**Task brief**:
Draw out every line with the word "table" from the listing below.

**The input**:
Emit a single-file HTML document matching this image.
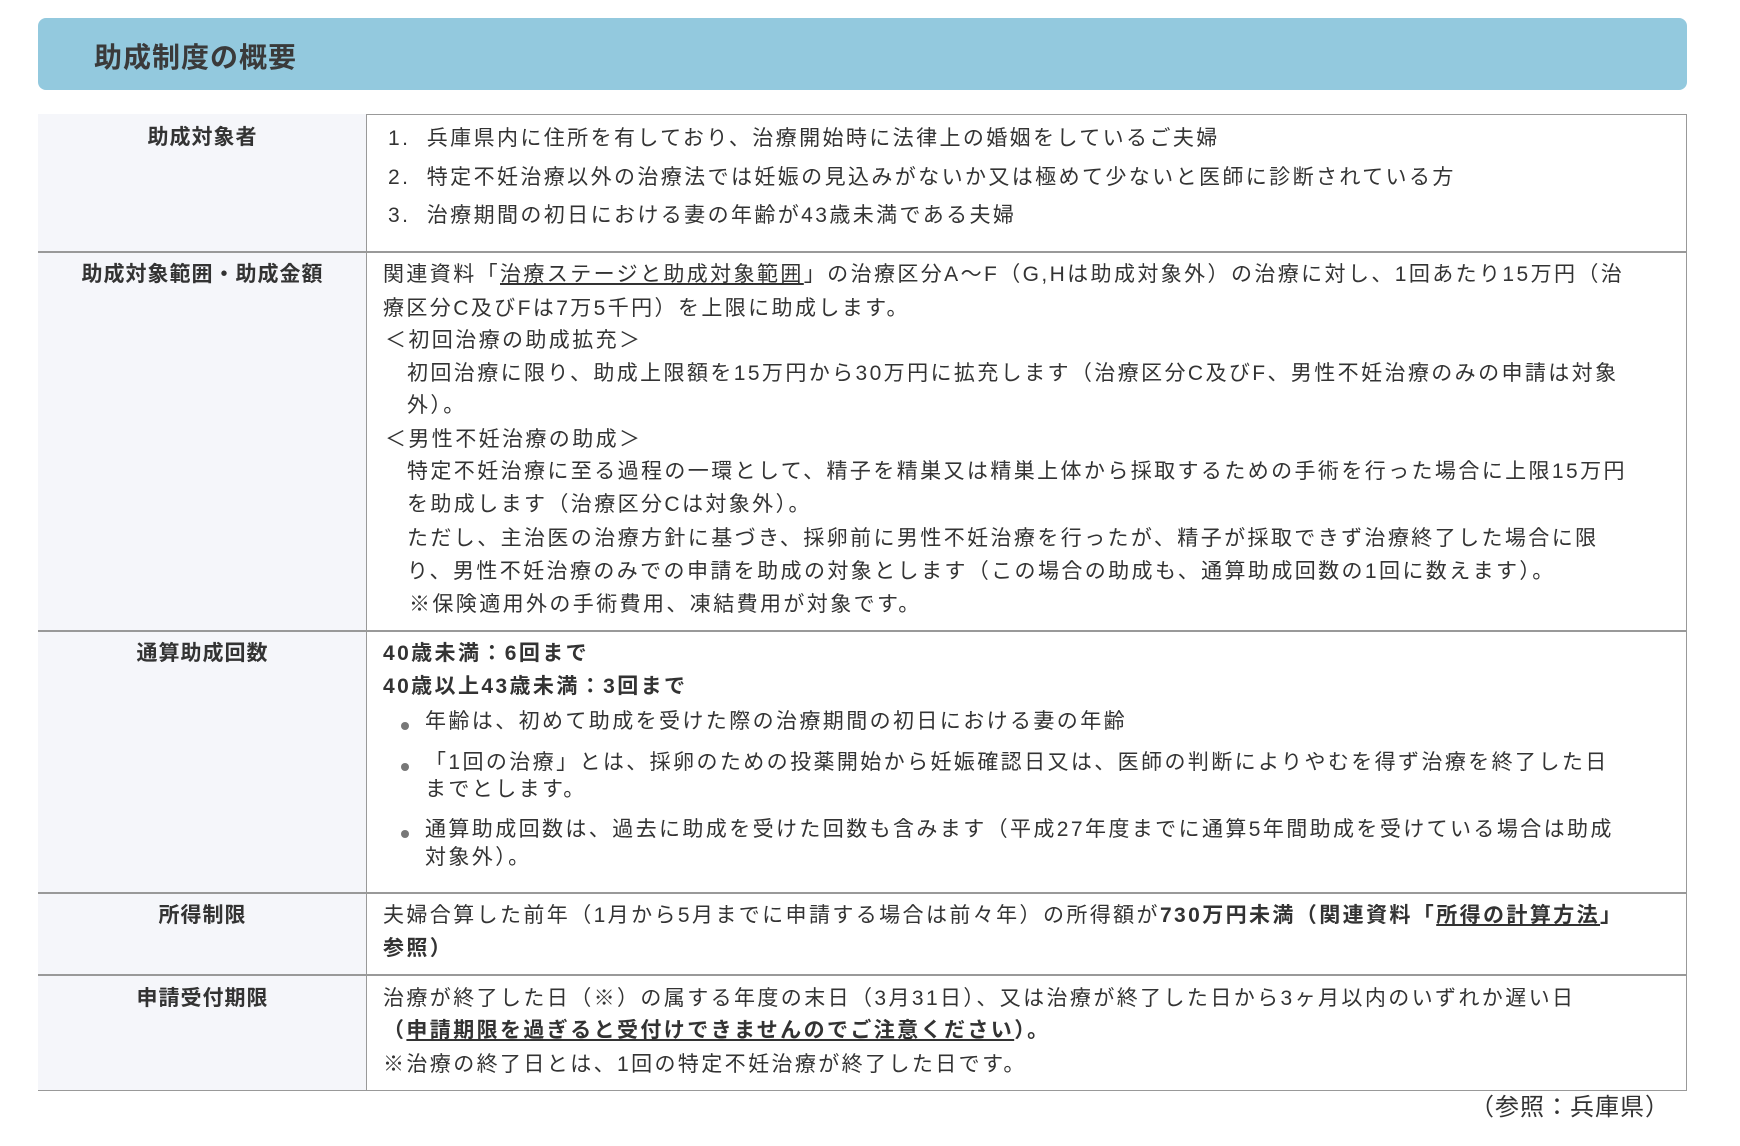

* * *

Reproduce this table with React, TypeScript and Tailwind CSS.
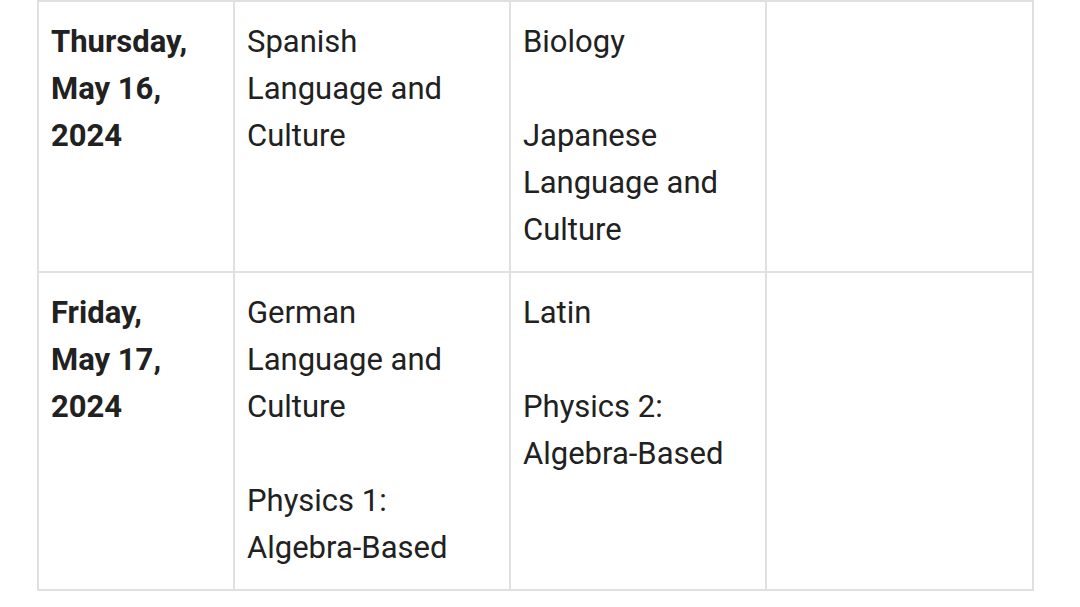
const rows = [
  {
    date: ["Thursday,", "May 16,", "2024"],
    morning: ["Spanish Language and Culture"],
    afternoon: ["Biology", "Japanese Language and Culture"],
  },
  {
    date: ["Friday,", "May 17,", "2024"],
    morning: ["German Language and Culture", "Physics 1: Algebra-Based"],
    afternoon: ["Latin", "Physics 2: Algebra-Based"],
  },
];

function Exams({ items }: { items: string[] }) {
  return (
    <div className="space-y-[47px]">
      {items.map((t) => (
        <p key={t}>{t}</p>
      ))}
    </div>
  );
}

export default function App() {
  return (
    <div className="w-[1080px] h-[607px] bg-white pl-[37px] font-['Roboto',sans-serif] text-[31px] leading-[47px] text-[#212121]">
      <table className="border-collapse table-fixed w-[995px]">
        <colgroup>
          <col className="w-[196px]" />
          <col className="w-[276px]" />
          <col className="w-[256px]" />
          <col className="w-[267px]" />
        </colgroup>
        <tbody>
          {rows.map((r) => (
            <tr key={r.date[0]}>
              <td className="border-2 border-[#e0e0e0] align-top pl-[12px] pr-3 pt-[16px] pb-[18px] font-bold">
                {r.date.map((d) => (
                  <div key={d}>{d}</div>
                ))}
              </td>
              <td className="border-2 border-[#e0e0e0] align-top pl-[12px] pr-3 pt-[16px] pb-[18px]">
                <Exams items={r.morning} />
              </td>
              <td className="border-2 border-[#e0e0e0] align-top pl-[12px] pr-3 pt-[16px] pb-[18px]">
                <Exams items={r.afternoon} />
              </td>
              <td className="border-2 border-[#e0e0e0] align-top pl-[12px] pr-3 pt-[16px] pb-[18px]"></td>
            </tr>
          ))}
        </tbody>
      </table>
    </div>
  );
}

**Problem solution**:
Reproduce this table with React, TypeScript and Tailwind CSS.
      <table className="border-collapse table-fixed w-[995px]">
      </table>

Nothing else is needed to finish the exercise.